Teaching performance in digital and hybrid spaces: Only connect

Jeanmarie Higgins, Michael Schweikardt
Wednesday, March 1, 2023

The shift to online teaching in 2020 caused us all to switch up our methods, but perhaps we shouldn't be so quick to dismiss the digital mode now we are back in the classroom. Jeanmarie Higgins and Michael Schweikardt share their strategies for teaching performance in hybrid spaces.

One student's sketch: ‘Dancing at moonlight’
One student's sketch: ‘Dancing at moonlight’

All images: Jeanmarie Higgins

As all theatre instructors learned in 2020, not every mode of teaching is appropriate for every teaching situation. Theatre and drama instructors found themselves with a unique teaching problem during the pandemic: how can online teaching modes work for a live practice like theatre? Firstly, compassion for students’ learning situations is key to the teacher's success, regardless of the mode of teaching. Secondly, when the mode is digital, materiality is a key learning component. In other words, just because you're teaching online does not mean you cannot ask students to do things, make things, and collaborate with theatremaking materials.

Wireless connections

In what seemed like an impossible shift from in-person delivery to asynchronous web delivery, Penn State University's Performance & Society course thrived, becoming a popular course taken by hundreds of general education students. Scalable from 25-750 students, Theatre 101N is assessed without quizzes or exams regardless of enrollment. Instead, students are asked to complete a set of creative projects and discussions, all of which are submitted online through the learning management system. Some of the assignments are art projects.

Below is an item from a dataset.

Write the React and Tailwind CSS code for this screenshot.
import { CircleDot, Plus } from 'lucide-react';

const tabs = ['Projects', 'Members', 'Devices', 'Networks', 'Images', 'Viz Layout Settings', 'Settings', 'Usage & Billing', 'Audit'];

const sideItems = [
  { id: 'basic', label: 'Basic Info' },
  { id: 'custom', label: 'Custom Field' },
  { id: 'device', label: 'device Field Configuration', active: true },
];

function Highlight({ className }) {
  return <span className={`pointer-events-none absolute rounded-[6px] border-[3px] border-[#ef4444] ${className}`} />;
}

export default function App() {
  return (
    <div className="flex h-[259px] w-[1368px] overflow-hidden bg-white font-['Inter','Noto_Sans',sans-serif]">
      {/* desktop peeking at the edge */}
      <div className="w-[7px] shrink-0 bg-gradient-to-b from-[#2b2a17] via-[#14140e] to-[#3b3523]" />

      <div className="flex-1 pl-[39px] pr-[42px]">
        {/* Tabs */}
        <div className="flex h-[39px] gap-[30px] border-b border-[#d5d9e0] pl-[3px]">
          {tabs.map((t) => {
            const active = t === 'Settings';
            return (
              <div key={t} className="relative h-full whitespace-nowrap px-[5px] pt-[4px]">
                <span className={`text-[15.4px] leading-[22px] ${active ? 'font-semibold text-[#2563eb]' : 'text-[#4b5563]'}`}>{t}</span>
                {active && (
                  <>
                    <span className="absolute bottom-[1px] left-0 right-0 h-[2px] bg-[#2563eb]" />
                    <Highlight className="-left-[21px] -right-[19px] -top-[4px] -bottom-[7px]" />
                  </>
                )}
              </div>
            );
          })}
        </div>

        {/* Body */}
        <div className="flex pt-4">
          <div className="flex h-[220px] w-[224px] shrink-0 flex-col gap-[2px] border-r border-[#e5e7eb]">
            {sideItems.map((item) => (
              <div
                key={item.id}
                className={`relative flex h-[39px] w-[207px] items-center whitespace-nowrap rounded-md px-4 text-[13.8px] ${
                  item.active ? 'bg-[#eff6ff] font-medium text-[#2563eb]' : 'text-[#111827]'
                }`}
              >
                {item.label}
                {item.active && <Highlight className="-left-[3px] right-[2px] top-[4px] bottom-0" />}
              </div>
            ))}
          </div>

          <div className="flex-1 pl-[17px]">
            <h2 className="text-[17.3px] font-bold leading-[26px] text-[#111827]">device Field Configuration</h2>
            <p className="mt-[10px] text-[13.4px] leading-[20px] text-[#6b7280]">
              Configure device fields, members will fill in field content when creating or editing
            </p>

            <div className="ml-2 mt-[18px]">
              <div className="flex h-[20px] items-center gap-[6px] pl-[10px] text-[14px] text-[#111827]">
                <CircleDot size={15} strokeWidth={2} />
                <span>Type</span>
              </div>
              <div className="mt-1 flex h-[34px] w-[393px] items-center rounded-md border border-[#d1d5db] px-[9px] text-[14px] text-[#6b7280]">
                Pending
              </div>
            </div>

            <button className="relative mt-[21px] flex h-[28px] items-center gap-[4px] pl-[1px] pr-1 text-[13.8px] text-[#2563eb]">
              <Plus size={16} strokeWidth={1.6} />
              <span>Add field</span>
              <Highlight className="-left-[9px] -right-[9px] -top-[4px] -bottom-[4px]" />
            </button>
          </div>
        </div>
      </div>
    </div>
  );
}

Other assignments are performance-based, such as a dance, a monologue, while others ask students to find performance in unexpected places – family photographs or a random throw of a handful of coins. Students also write performance reviews and short plays. If the student completes all the assignments, they receive an A for the course. So, although the stress of moving to online delivery in March 2020 was significant, Theatre 101N did not suffer as much as other courses in general education, specifically because it asked students to create things despite our inability to be together in a studio.

Although it might strain the imagination, the work required to maintain the course was no more than other large general education courses that use attendance and exams as primary methods of assessment. Although we did not know it at the time, we had created a class that privileged joy over rigour, and in such a way that we were not overly taxed as instructors.

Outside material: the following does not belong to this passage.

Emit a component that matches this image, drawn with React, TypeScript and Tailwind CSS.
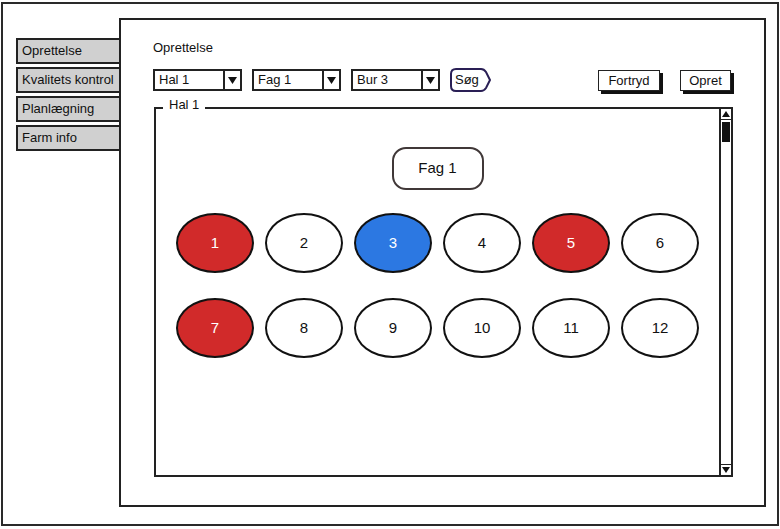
import React from "react";

const circles = [
  { n: 1, c: "red" },
  { n: 2, c: "white" },
  { n: 3, c: "blue" },
  { n: 4, c: "white" },
  { n: 5, c: "red" },
  { n: 6, c: "white" },
  { n: 7, c: "red" },
  { n: 8, c: "white" },
  { n: 9, c: "white" },
  { n: 10, c: "white" },
  { n: 11, c: "white" },
  { n: 12, c: "white" },
];

function Combo({ label }: { label: string }) {
  return (
    <div className="flex h-[22px] w-[89px] border-2 border-[#222] bg-white">
      <div className="flex-1 pl-[4px] text-[13px] leading-[18px] text-[#111]">{label}</div>
      <div className="flex w-[17px] items-center justify-center border-l-2 border-[#222]">
        <svg width="9" height="7" viewBox="0 0 9 7">
          <path d="M0 0 H9 L4.5 7 Z" fill="#111" />
        </svg>
      </div>
    </div>
  );
}

function ShadowButton({ label, w }: { label: string; w: string }) {
  return (
    <div className={`${w} h-[21px] border border-[#222] bg-white shadow-[3px_3px_0_#111] text-center text-[13px] leading-[19px] text-[#111]`}>
      {label}
    </div>
  );
}

export default function App() {
  return (
    <div className="h-[529px] w-[780px] bg-white pb-[3px] pl-[1px] pr-[1px] pt-[2px] font-['Liberation_Sans',Arial,sans-serif] text-[#111]">
      <div className="flex h-full border-2 border-[#2a2a2a] pb-[17px] pl-[13px] pr-[11px] pt-[14px]">
        {/* Tabs */}
        <div className="flex w-[103px] flex-col gap-[3px] pt-[20px]">
          {["Oprettelse", "Kvalitets kontrol", "Planlægning", "Farm info"].map((t) => (
            <div
              key={t}
              className="h-[26px] border-2 border-r-0 border-[#222] bg-[#d0d0d0] pl-[4px] text-[13px] leading-[22px] whitespace-nowrap"
            >
              {t}
            </div>
          ))}
        </div>

        {/* Window */}
        <div className="flex flex-1 flex-col border-2 border-[#222] pl-[32px] pr-[31px]">
          <div className="pt-[20px] text-[13px] leading-[16px]">Oprettelse</div>

          <div className="mt-[11px] flex h-[26px] items-center">
            <Combo label="Hal 1" />
            <div className="ml-[10px]">
              <Combo label="Fag 1" />
            </div>
            <div className="ml-[10px]">
              <Combo label="Bur 3" />
            </div>
            <div className="relative ml-[9px] h-[26px] w-[43px]">
              <svg className="absolute inset-0" width="43" height="26" viewBox="0 0 43 26">
                <path
                  d="M7 2 H32 Q35 2 37 5 L41 13 L37 21 Q35 24 32 24 H7 Q2 24 2 19 V7 Q2 2 7 2 Z"
                  fill="white"
                  stroke="#2a1f55"
                  strokeWidth="2"
                />
              </svg>
              <span className="absolute left-[6px] top-[4px] text-[13px] leading-[18px]">Søg</span>
            </div>
            <div className="ml-auto">
              <ShadowButton label="Fortryd" w="w-[62px]" />
            </div>
            <div className="ml-[20px] mr-[2px]">
              <ShadowButton label="Opret" w="w-[51px]" />
            </div>
          </div>

          <div className="ml-[1px] mt-[14px] flex h-[370px]">
            <div className="relative flex flex-1 flex-col items-center border-b-2 border-l-2 border-t-2 border-[#222]">
              <div className="absolute -top-[12px] left-[7px] bg-white px-[6px] text-[13px] leading-[16px]">Hal 1</div>
              <div className="mt-[38px] flex h-[43px] w-[92px] items-center justify-center rounded-[14px] border-2 border-[#403838] text-[15px]">
                Fag 1
              </div>
              <div className="mt-[23px] grid grid-cols-[repeat(6,78px)] gap-x-[11px] gap-y-[25px]">
                {circles.map((c) => (
                  <div
                    key={c.n}
                    className={
                      c.c === "red"
                        ? "flex h-[60px] w-[78px] items-center justify-center rounded-[50%] border-2 border-[#111] bg-[#d12a2a] text-[15px] text-white"
                        : c.c === "blue"
                        ? "flex h-[60px] w-[78px] items-center justify-center rounded-[50%] border-2 border-[#111] bg-[#2c78e2] text-[15px] text-white"
                        : "flex h-[60px] w-[78px] items-center justify-center rounded-[50%] border-2 border-[#111] bg-white text-[15px] text-[#111]"
                    }
                  >
                    {c.n}
                  </div>
                ))}
              </div>
            </div>
            <div className="flex w-[14px] flex-col border-2 border-[#222]">
              <div className="flex h-[11px] items-center justify-center border-b border-[#222]">
                <svg width="8" height="6" viewBox="0 0 8 6">
                  <path d="M4 0 L8 6 H0 Z" fill="#111" />
                </svg>
              </div>
              <div className="mx-auto mt-[2px] h-[20px] w-[8px] bg-[#111]" />
              <div className="flex-1" />
              <div className="flex h-[11px] items-center justify-center border-t border-[#222]">
                <svg width="8" height="6" viewBox="0 0 8 6">
                  <path d="M0 0 H8 L4 6 Z" fill="#111" />
                </svg>
              </div>
            </div>
          </div>
        </div>
      </div>
    </div>
  );
}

This course pushed against the assumption that hybrid teaching/learning situations tend entirely towards the digital. To keep hybrid teaching/learning in balance, the class carved out an analogue space for encounters with objects, so there were material things running alongside the digital.

A material world

There are other courses that rely heavily on hands-on art making and in-person collaboration. THEA150 Fundamentals of Design is one such course. In 2020, this course was to be delivered in a hybrid mode, but for reasons of practicality and equity, the hybrid classroom was pulled irrevocably into the digital realm. In an effort to reclaim material aspects of the curriculum, a semester-long sketchbook assignment was instated, whereby students created five drawings per week based on open-ended prompts.

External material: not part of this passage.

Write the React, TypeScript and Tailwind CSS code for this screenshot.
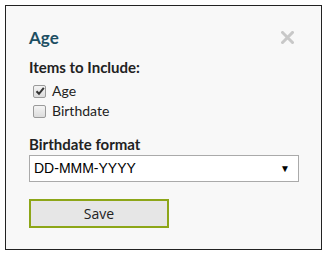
import { useState } from 'react';

function Check({ checked, onChange }: { checked: boolean; onChange: () => void }) {
    return (
        <span
            onClick={onChange}
            className="relative inline-flex w-[13px] h-[13px] rounded-[2px] border border-[#9a9a9a] bg-gradient-to-b from-[#f4f4f4] to-[#dcdcdc]"
        >
            {checked && (
                <svg className="absolute left-[1px] top-[0px]" width="10" height="10" viewBox="0 0 10 10">
                    <path d="M1.5 5.2 L4 7.8 L8.8 1.8" fill="none" stroke="#333" strokeWidth="2" />
                </svg>
            )}
        </span>
    );
}

export default function App() {
    const [age, setAge] = useState(true);
    const [birthdate, setBirthdate] = useState(false);
    const [format, setFormat] = useState('DD-MMM-YYYY');

    return (
        <div className="w-[326px] h-[257px] bg-white p-[5px] pb-[7px] pr-[4px]">
            <div className="h-full border border-[#222] bg-[#f8f8f8] px-[23px] pt-[21px] font-['Lato',sans-serif]">
                {/* Header */}
                <div className="flex items-start justify-between">
                    <h2 className="text-[17px] leading-[22px] font-bold text-[#1d4f63]">Age</h2>
                    <button className="mr-[4px] mt-[4px] text-[#c8c8c8]">
                        <svg width="13" height="13" viewBox="0 0 13 13">
                            <path d="M1.5 1.5 L11.5 11.5 M11.5 1.5 L1.5 11.5" stroke="currentColor" strokeWidth="3" strokeLinecap="square" />
                        </svg>
                    </button>
                </div>

                {/* Items */}
                <div className="mt-[9px] text-[15px] leading-[18px] font-bold text-[#222]">Items to Include:</div>
                <div className="mt-[5px] ml-[4px] flex flex-col text-[14px] leading-[20px] text-[#222]">
                    <label className="flex items-center gap-[6px]">
                        <Check checked={age} onChange={() => setAge(!age)} />
                        Age
                    </label>
                    <label className="flex items-center gap-[6px]">
                        <Check checked={birthdate} onChange={() => setBirthdate(!birthdate)} />
                        Birthdate
                    </label>
                </div>

                {/* Format */}
                <div className="mt-[14px] text-[15px] leading-[18px] font-bold text-[#222]">Birthdate format</div>
                <div className="relative mt-[2px] w-[270px] h-[27px]">
                    <select
                        value={format}
                        onChange={(e) => setFormat(e.target.value)}
                        className="w-full h-full appearance-none border border-[#aaa] bg-white pl-[4px] text-[14px] text-black font-['Liberation_Sans',sans-serif] outline-none"
                    >
                        <option>DD-MMM-YYYY</option>
                        <option>MM/DD/YYYY</option>
                        <option>YYYY-MM-DD</option>
                    </select>
                    <span className="pointer-events-none absolute right-[9px] top-[8px] text-[10px] leading-[10px] text-black">▼</span>
                </div>

                <button className="mt-[17px] w-[140px] h-[29px] border-2 border-[#8da618] bg-[#e6e6e6] text-[14px] text-[#222] font-['Open_Sans',sans-serif]">
                    Save
                </button>
            </div>
        </div>
    );
}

JEANMARIE HIGGINSThe prompt for one student's ‘Dancing at moonlight’ sketch

Taking advantage of available digital technology, students were asked to photograph their drawings with their mobile phones and upload them to the LMS (Canvas). Although their work was submitted as digital facsimiles in digital space, students were still making material drawings. As students were trying to make sense of themselves and their world, their sketchbooks emerged as places of performance where they could enact their feelings through the process of drawings. A measured flow of digital submissions encouraged daily drawing practice and made it possible for the instructor to see students’ work develop in real time. While the material practice of drawing served as ballast against students’ ever-increasing digital experience, the drawings they made were submitted and commented on in a digital space. What is left behind is a record of readable signs that recall embodied moments of students’ lives. In the end, the sketchbook assignment achieved a balance between the digital and the material that earned it a ‘hybrid’ status.

Keep it hybrid

Left unchecked, hybrid teaching/learning can slip entirely into the digital realm. But we learned that, in the hybrid classroom, digital spaces create new opportunities for collaboration and equity, and emerge as sites where materiality can flourish. Just as we felt compelled in 2020 to carve out analogue space for materiality to persist in digital space, today we are compelled to maintain digital spaces in the in-person classroom. We will continue to meet and work with students in both places.